The fig-tree symbolizes religious knowledge. In Ancient Egypt it was given a significance in rites of initiation and the early Christian hermits ate figs by choice.

This symbol recurs in both Old and New Testaments. While, when Jesus curses the fig-tree (Matthew 21: 19-22; Mark 11: 12ff.), one ought, perhaps, to comment that he is cursing the knowledge which it contains or fails to contain. Jesus was also to say to Nathaniel (John 1: 48): ‘When thou wast under the fig tree, I saw thee.’ Nathaniel was an intellectual.

In Islamic esotericism fig and olive are associated to signify the duality of different natures.

In Eastern Asia, the fig-tree plays an extremely important part. Here it is a specific variety of fig cast in this role, the imposing ficus benghalensis, or banyan tree. This is the everlasting fig-tree of the Upanishads and the Bhagavad Gita, the ‘World Tree’ which links Earth to Heaven. In Buddhism it plays a similar role. The peepul at the foot of which the Buddha received Enlightenment, the Bodhi Tree, is identical with the World axis. Furthermore, in primitive iconography it symbolizes the Buddha himself and the Buddha, in various guises, becomes one with the Axis.

Throughout southeast Asia banyans are homes for countless spirits. They are a symbol of power and of life, of procreation to the Sre and of longevity to the Rongao and Sedang. They also symbolize immortality and higher knowledge and were the trees under which the Buddha preferred to sit when he taught his disciples.

Like the willow-tree, the fig symbolizes immortality rather than longevity to the Chinese, since they believe that immortality cannot be conceived except in spiritual and intellectual terms.

In Indo-Mediterranean tradition, the fig was a sacred tree often associated with fertility rites.
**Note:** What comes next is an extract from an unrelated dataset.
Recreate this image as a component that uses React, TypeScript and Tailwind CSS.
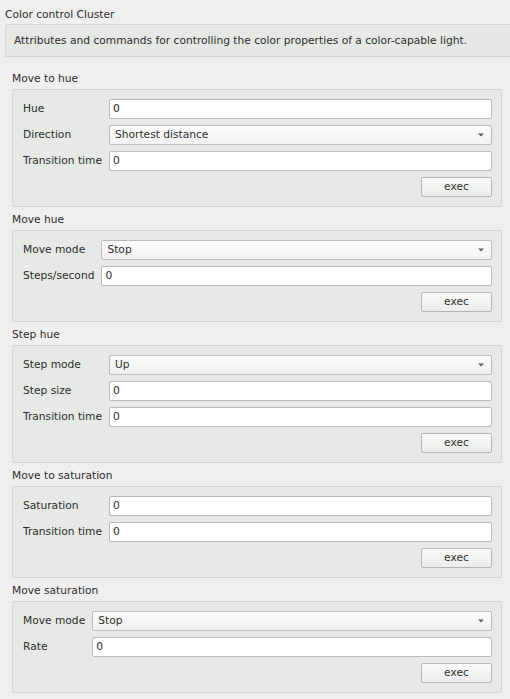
type Field = { label: string; kind: "input" | "combo"; value: string };

type Section = { title: string; fields: Field[] };

const sections: Section[] = [
  {
    title: "Move to hue",
    fields: [
      { label: "Hue", kind: "input", value: "0" },
      { label: "Direction", kind: "combo", value: "Shortest distance" },
      { label: "Transition time", kind: "input", value: "0" },
    ],
  },
  {
    title: "Move hue",
    fields: [
      { label: "Move mode", kind: "combo", value: "Stop" },
      { label: "Steps/second", kind: "input", value: "0" },
    ],
  },
  {
    title: "Step hue",
    fields: [
      { label: "Step mode", kind: "combo", value: "Up" },
      { label: "Step size", kind: "input", value: "0" },
      { label: "Transition time", kind: "input", value: "0" },
    ],
  },
  {
    title: "Move to saturation",
    fields: [
      { label: "Saturation", kind: "input", value: "0" },
      { label: "Transition time", kind: "input", value: "0" },
    ],
  },
  {
    title: "Move saturation",
    fields: [
      { label: "Move mode", kind: "combo", value: "Stop" },
      { label: "Rate", kind: "input", value: "0" },
    ],
  },
];

function TextInput({ value }: { value: string }) {
  return (
    <div className="h-[20px] bg-white border border-[#b9b9b9] rounded-[2px] flex items-center pl-[3px] leading-none">
      {value}
    </div>
  );
}

function Combo({ value }: { value: string }) {
  return (
    <div className="h-[20px] border border-[#bcbcbc] rounded-[2px] flex items-center pl-[5px] pr-[7px] leading-none bg-gradient-to-b from-[#fdfdfd] to-[#f1f1f1]">
      <span className="flex-1">{value}</span>
      <svg width="6" height="4" viewBox="0 0 6 4">
        <path d="M0 0.5h6L3 3.5z" fill="#606060" />
      </svg>
    </div>
  );
}

function Group({ section }: { section: Section }) {
  return (
    <div className="flex flex-col">
      <div className="h-[13px] leading-[13px] pl-[1px]">{section.title}</div>
      <div className="mt-[4px] ml-[1px] mr-[8px] bg-[#e6e9e6] border border-[#d2d5d2] rounded-[2px] p-[9px]">
        <div className="grid grid-cols-[auto_1fr] gap-x-[7px] gap-y-[6px] items-center">
          {section.fields.map((f, i) => (
            <div key={i} className="contents">
              <div className="pl-[1px] whitespace-nowrap">{f.label}</div>
              {f.kind === "input" ? <TextInput value={f.value} /> : <Combo value={f.value} />}
            </div>
          ))}
        </div>
        <div className="flex justify-end mt-[6px]">
          <button className="w-[71px] h-[20px] border border-[#b6b6b6] rounded-[2px] bg-gradient-to-b from-[#fbfbfb] to-[#ebebeb] leading-none text-[#303030]">
            exec
          </button>
        </div>
      </div>
    </div>
  );
}

export default function App() {
  return (
    <div
      className="w-[510px] h-[699px] bg-[#efefef] text-[#2c2c2c] text-[10.67px] overflow-hidden"
      style={{ fontFamily: '"DejaVu Sans", sans-serif' }}
    >
      <div className="pt-[8px] pl-[5px] h-[13px] leading-[13px] box-content">Color control Cluster</div>
      <div className="mt-[3px] ml-[5px] -mr-[2px] h-[33px] bg-[#e5e8e5] border border-[#d3d6d3] rounded-[2px] flex items-center pl-[8px]">
        Attributes and commands for controlling the color properties of a color-capable light.
      </div>
      <div className="pl-[11px] pt-[15px] flex flex-col gap-[6px]">
        {sections.map((s, i) => (
          <Group key={i} section={s} />
        ))}
      </div>
    </div>
  );
}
In Dravidian thought ‘it owed its powers of fecundation to its milky sap, because the milky sap was of the same essence as rasa’, that particle of universal energy contained within the element of Water. Rasa may be likened to ‘the waters below the firmament’ of Genesis 1: 7. Milky sap is also the fluid of life, ojas, which calls the child in the womb into being. Countless rites of sympathetic magic bear witness to the symbolic importance of trees with milky sap, and hence arises the Dravidian custom recorded by Boulnois of hanging a calf s placenta, wrapped in straw, from the boughs of a banyan-tree in order that the cow should give milk and calve again in future. Throughout India the banyan is held sacred to Vishnu and Shiva. Its worship is associated with that of serpents, the association of tree and serpent being pre-eminent in calling into existence the powers of fruitfulness.

‘In modern India the fig-leaf plays the same part as the vine-leaf in Greek and Roman art as a cache-sexe. This is, perhaps, not entirely devoid of all symbolic meaning’. The Ancient Romans believed that Romulus and Remus were bom under a fig-tree and Pausanias states that worship was long paid to the deified twins in the Comitium under a fig which grew from the stump of the original tree. In India similar beliefs were held regarding Vishnu, while in Greece the fig was sacred to Dionysos.
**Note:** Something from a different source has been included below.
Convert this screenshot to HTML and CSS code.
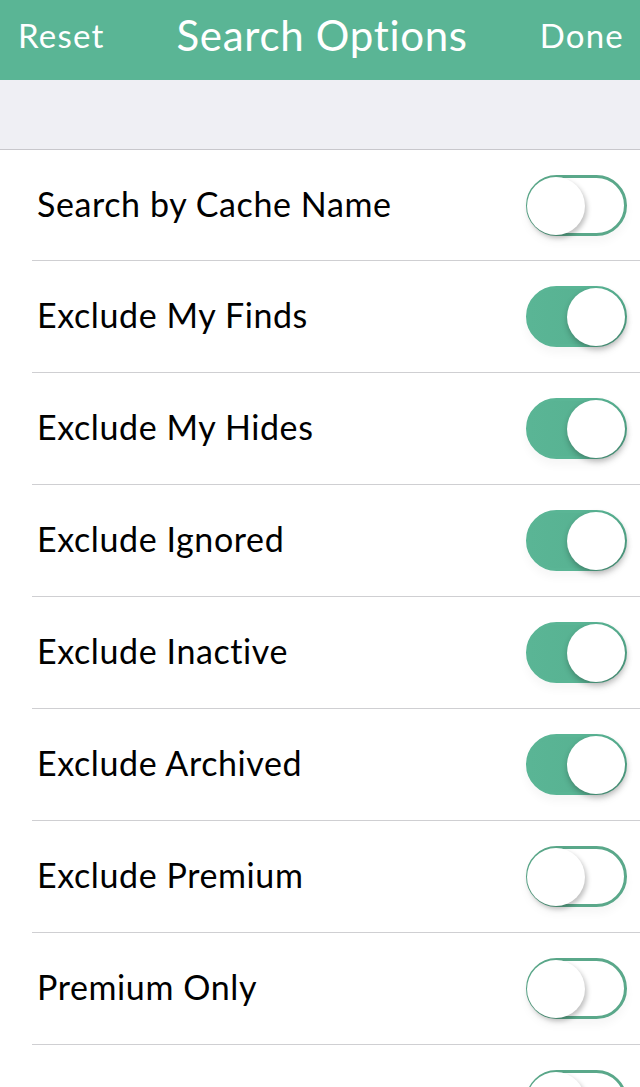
FILE: index.html
```html
<!DOCTYPE html>
<html lang="en">
<head>
<meta charset="utf-8">
<title>Search Options</title>
<link rel="stylesheet" href="styles.css">
</head>
<body>
<header class="navbar">
  <span class="nav-btn">Reset</span>
  <h1 class="nav-title">Search Options</h1>
  <span class="nav-btn">Done</span>
</header>
<div class="band"></div>
<ul class="list">
  <li class="row"><span class="label">Search by Cache Name</span><span class="switch"><span class="knob"></span></span></li>
  <li class="row"><span class="label">Exclude My Finds</span><span class="switch on"><span class="knob"></span></span></li>
  <li class="row"><span class="label">Exclude My Hides</span><span class="switch on"><span class="knob"></span></span></li>
  <li class="row"><span class="label">Exclude Ignored</span><span class="switch on"><span class="knob"></span></span></li>
  <li class="row"><span class="label">Exclude Inactive</span><span class="switch on"><span class="knob"></span></span></li>
  <li class="row"><span class="label">Exclude Archived</span><span class="switch on"><span class="knob"></span></span></li>
  <li class="row"><span class="label">Exclude Premium</span><span class="switch"><span class="knob"></span></span></li>
  <li class="row"><span class="label">Premium Only</span><span class="switch"><span class="knob"></span></span></li>
  <li class="row"><span class="label"></span><span class="switch"><span class="knob"></span></span></li>
</ul>
</body>
</html>
```
FILE: styles.css
```css
* { box-sizing: border-box; }
html, body { margin: 0; padding: 0; }
body {
  width: 640px;
  height: 1087px;
  overflow: hidden;
  background: #ffffff;
  font-family: "Lato", "Open Sans", sans-serif;
  color: #000;
}
.navbar {
  height: 80px;
  background: #5ab595;
  display: flex;
  align-items: center;
  justify-content: space-between;
  padding: 0 16px 10px 18px;
  color: #fff;
}
.nav-btn {
  font-size: 33px;
  font-weight: 400;
  letter-spacing: 1.2px;
}
.nav-title {
  margin: 0;
  font-size: 42px;
  font-weight: 400;
  letter-spacing: 0.7px;
}
.band {
  height: 70px;
  background: #efeff4;
  border-bottom: 1px solid #c8c7cc;
}
.list {
  list-style: none;
  margin: 0;
  padding: 0 0 0 32px;
}
.row {
  height: 112px;
  display: flex;
  align-items: center;
  justify-content: space-between;
  padding: 0 13px 0 5px;
  border-bottom: 1px solid #cfcfd2;
}
.row:first-child {
  height: 111px;
}
.label {
  font-size: 34px;
  letter-spacing: 0.6px;
  margin-top: -4px;
}
.switch {
  width: 101px;
  height: 61px;
  border-radius: 31px;
  border: 3px solid #5aa88a;
  background: #fff;
  position: relative;
  box-shadow: 0 6px 10px rgba(0,0,0,0.04);
}
.switch.on {
  background: linear-gradient(90deg, #5ab595 0%, #56b090 100%);
  border-color: #5ab595;
}
.knob {
  position: absolute;
  top: -1px;
  left: -2px;
  width: 58px;
  height: 58px;
  border-radius: 50%;
  background: #fff;
  box-shadow: 2px 3px 5px rgba(0,0,0,0.25);
}
.switch.on .knob {
  left: auto;
  right: -1px;
  box-shadow: 1px 3px 6px rgba(0,0,0,0.3);
}
```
The high holiness with which the fig and other trees with milky sap were held by both Dravidians in India and the ancient inhabitants of Crete, recurs in Black Africa. Boulnois has recorded the belief of the Kotoko in Chad that ‘to dig up a yagale fig-tree will cause sterility’, while Kotoko women ‘slit the bark of this fig-tree and take the sap to increase their own lactation.’ The fig is also held sacred among many central African Bantu tribes.

In north Africa the fruit is ‘the symbol of fertility imparted by the dead’. The word itself ‘became synonymous with the testicles, although currently the name of the season of fig harvest, krif (Autumn), is used conversationally.’ At this level of comparison, this is barely to go beyond allegory and analogy. Jean Servier achieves the level of symbolism when he adds: ‘Stuffed with countless seeds, the fruit is a fertility symbol and, as such, an offering to be deposited upon rocks, beside hot springs and the shrines of guardian spirits and the Invisibles. It is an offering which travellers in need may share, because it is the gift of the Invisible’.